[Short problem]:
Drop every picture, then transcribe the remaining data exactly.

— Begin Data lines —

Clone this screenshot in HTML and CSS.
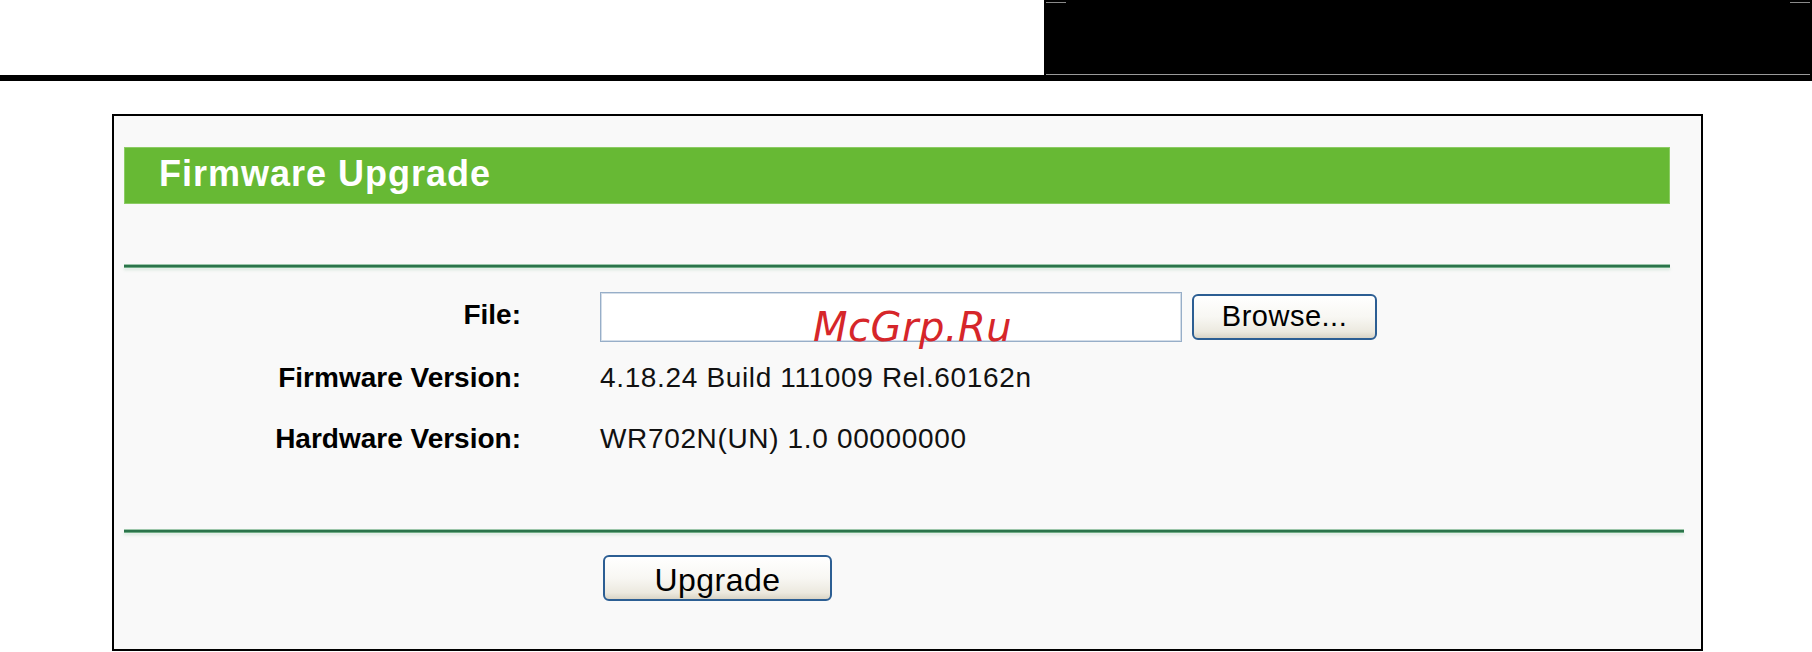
FILE: index.html
```html
<!DOCTYPE html>
<html>
<head>
<meta charset="utf-8">
<title>Firmware Upgrade</title>
<link rel="stylesheet" href="styles.css">
</head>
<body>
<div class="topbar">
  <div class="blackbox"><span class="dash dash-right"></span></div>
</div>
<div class="rule"></div>
<div class="frame">
  <div class="title">Firmware Upgrade</div>
  <div class="sep sep-top"></div>
  <div class="form">
    <div class="row row-file">
      <div class="label">File:</div>
      <div class="value">
        <span class="file-input"></span>
        <button class="btn btn-browse">Browse...</button>
      </div>
    </div>
    <div class="row">
      <div class="label">Firmware Version:</div>
      <div class="value">4.18.24 Build 111009 Rel.60162n</div>
    </div>
    <div class="row">
      <div class="label">Hardware Version:</div>
      <div class="value">WR702N(UN) 1.0 00000000</div>
    </div>
  </div>
  <div class="sep sep-bottom"></div>
  <div class="actions">
    <button class="btn btn-upgrade">Upgrade</button>
  </div>
  <div class="watermark">McGrp.Ru</div>
</div>
</body>
</html>
```
FILE: styles.css
```css
body {
  margin: 0;
  background: #ffffff;
  font-family: "Liberation Sans", Arial, sans-serif;
  color: #000;
}

.topbar {
  height: 75px;
  display: flex;
  justify-content: flex-end;
}

.blackbox {
  width: 768px;
  background: #000;
  position: relative;
}

.blackbox::before {
  content: "";
  position: absolute;
  left: 2px;
  top: 2px;
  width: 20px;
  height: 1px;
  background: #8a8a8a;
}

.blackbox::after {
  content: "";
  position: absolute;
  left: 2px;
  right: 2px;
  bottom: 0;
  height: 1px;
  background: #9a9a9a;
}

.dash-right {
  position: absolute;
  right: 2px;
  top: 2px;
  width: 20px;
  height: 1px;
  background: #8a8a8a;
}

.rule {
  height: 6px;
  background: #000;
}

.frame {
  position: relative;
  margin: 33px 0 0 112px;
  width: 1591px;
  height: 537px;
  box-sizing: border-box;
  border: 2px solid #000;
  background: #f9f9f9;
  padding-top: 31px;
}

.title {
  margin-left: 10px;
  width: 1546px;
  height: 57px;
  box-sizing: border-box;
  background: #67b934;
  box-shadow: inset 0 0 0 1px #8ccc64;
  color: #fff;
  font-weight: bold;
  font-size: 36px;
  letter-spacing: 1px;
  line-height: 53px;
  padding: 0 0 4px 35px;
}

.sep {
  height: 2px;
  margin-left: 10px;
  background: #2b744b;
  box-shadow: 0 -1px 0 #9cc6aa, 0 1px 0 #6fab85, 0 3px 3px rgba(120, 180, 140, 0.3);
}

.sep-top {
  width: 1546px;
  margin-top: 61px;
}

.sep-bottom {
  width: 1560px;
  margin-top: 61px;
}

.form {
  margin: 25px 0 0 10px;
}

.row {
  display: flex;
  height: 61px;
  font-size: 28px;
  line-height: 61px;
}

.row-file {
  height: 50px;
  margin-bottom: 5px;
}

.row-file .label {
  line-height: 45px;
}

.label {
  flex: none;
  width: 397px;
  text-align: right;
  font-weight: bold;
}

.value {
  margin-left: 79px;
  letter-spacing: 0.65px;
  color: #111;
  display: flex;
  align-items: center;
}

.file-input {
  display: block;
  width: 582px;
  height: 50px;
  box-sizing: border-box;
  border: 1px solid #97aec8;
  box-shadow: inset 0 0 0 1px #d3dde8;
  background: #fff;
}

.btn {
  font-family: "Liberation Sans", Arial, sans-serif;
  color: #000;
  border: 2px solid #2c5e93;
  border-radius: 6px;
  background: linear-gradient(#ffffff 0%, #f8f7f3 50%, #ece9df 85%, #d9d4c6 100%);
  padding: 0;
  letter-spacing: 0.5px;
  box-sizing: border-box;
}

.row .btn-browse {
  width: 185px;
  height: 46px;
  margin-left: 10px;
  font-size: 29px;
  line-height: 40px;
  padding-bottom: 4px;
  letter-spacing: 0.5px;
}

.actions {
  margin: 23px 0 0 489px;
}

.btn-upgrade {
  display: block;
  width: 229px;
  height: 46px;
  font-size: 32px;
  line-height: 38px;
  padding-top: 4px;
}

.watermark {
  position: absolute;
  left: 699px;
  top: 191px;
  font-family: "DejaVu Sans", Verdana, sans-serif;
  font-style: italic;
  font-size: 40px;
  line-height: 40px;
  letter-spacing: 0.5px;
  color: #d6262a;
}
```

— End Data lines —

[Finished exercise]:
Clone this screenshot in HTML and CSS.
FILE: index.html
```html
<!DOCTYPE html>
<html>
<head>
<meta charset="utf-8">
<title>Firmware Upgrade</title>
<link rel="stylesheet" href="styles.css">
</head>
<body>
<div class="topbar">
  <div class="blackbox"><span class="dash dash-right"></span></div>
</div>
<div class="rule"></div>
<div class="frame">
  <div class="title">Firmware Upgrade</div>
  <div class="sep sep-top"></div>
  <div class="form">
    <div class="row row-file">
      <div class="label">File:</div>
      <div class="value">
        <span class="file-input"></span>
        <button class="btn btn-browse">Browse...</button>
      </div>
    </div>
    <div class="row">
      <div class="label">Firmware Version:</div>
      <div class="value">4.18.24 Build 111009 Rel.60162n</div>
    </div>
    <div class="row">
      <div class="label">Hardware Version:</div>
      <div class="value">WR702N(UN) 1.0 00000000</div>
    </div>
  </div>
  <div class="sep sep-bottom"></div>
  <div class="actions">
    <button class="btn btn-upgrade">Upgrade</button>
  </div>
  <div class="watermark">McGrp.Ru</div>
</div>
</body>
</html>
```
FILE: styles.css
```css
body {
  margin: 0;
  background: #ffffff;
  font-family: "Liberation Sans", Arial, sans-serif;
  color: #000;
}

.topbar {
  height: 75px;
  display: flex;
  justify-content: flex-end;
}

.blackbox {
  width: 768px;
  background: #000;
  position: relative;
}

.blackbox::before {
  content: "";
  position: absolute;
  left: 2px;
  top: 2px;
  width: 20px;
  height: 1px;
  background: #8a8a8a;
}

.blackbox::after {
  content: "";
  position: absolute;
  left: 2px;
  right: 2px;
  bottom: 0;
  height: 1px;
  background: #9a9a9a;
}

.dash-right {
  position: absolute;
  right: 2px;
  top: 2px;
  width: 20px;
  height: 1px;
  background: #8a8a8a;
}

.rule {
  height: 6px;
  background: #000;
}

.frame {
  position: relative;
  margin: 33px 0 0 112px;
  width: 1591px;
  height: 537px;
  box-sizing: border-box;
  border: 2px solid #000;
  background: #f9f9f9;
  padding-top: 31px;
}

.title {
  margin-left: 10px;
  width: 1546px;
  height: 57px;
  box-sizing: border-box;
  background: #67b934;
  box-shadow: inset 0 0 0 1px #8ccc64;
  color: #fff;
  font-weight: bold;
  font-size: 36px;
  letter-spacing: 1px;
  line-height: 53px;
  padding: 0 0 4px 35px;
}

.sep {
  height: 2px;
  margin-left: 10px;
  background: #2b744b;
  box-shadow: 0 -1px 0 #9cc6aa, 0 1px 0 #6fab85, 0 3px 3px rgba(120, 180, 140, 0.3);
}

.sep-top {
  width: 1546px;
  margin-top: 61px;
}

.sep-bottom {
  width: 1560px;
  margin-top: 61px;
}

.form {
  margin: 25px 0 0 10px;
}

.row {
  display: flex;
  height: 61px;
  font-size: 28px;
  line-height: 61px;
}

.row-file {
  height: 50px;
  margin-bottom: 5px;
}

.row-file .label {
  line-height: 45px;
}

.label {
  flex: none;
  width: 397px;
  text-align: right;
  font-weight: bold;
}

.value {
  margin-left: 79px;
  letter-spacing: 0.65px;
  color: #111;
  display: flex;
  align-items: center;
}

.file-input {
  display: block;
  width: 582px;
  height: 50px;
  box-sizing: border-box;
  border: 1px solid #97aec8;
  box-shadow: inset 0 0 0 1px #d3dde8;
  background: #fff;
}

.btn {
  font-family: "Liberation Sans", Arial, sans-serif;
  color: #000;
  border: 2px solid #2c5e93;
  border-radius: 6px;
  background: linear-gradient(#ffffff 0%, #f8f7f3 50%, #ece9df 85%, #d9d4c6 100%);
  padding: 0;
  letter-spacing: 0.5px;
  box-sizing: border-box;
}

.row .btn-browse {
  width: 185px;
  height: 46px;
  margin-left: 10px;
  font-size: 29px;
  line-height: 40px;
  padding-bottom: 4px;
  letter-spacing: 0.5px;
}

.actions {
  margin: 23px 0 0 489px;
}

.btn-upgrade {
  display: block;
  width: 229px;
  height: 46px;
  font-size: 32px;
  line-height: 38px;
  padding-top: 4px;
}

.watermark {
  position: absolute;
  left: 699px;
  top: 191px;
  font-family: "DejaVu Sans", Verdana, sans-serif;
  font-style: italic;
  font-size: 40px;
  line-height: 40px;
  letter-spacing: 0.5px;
  color: #d6262a;
}
```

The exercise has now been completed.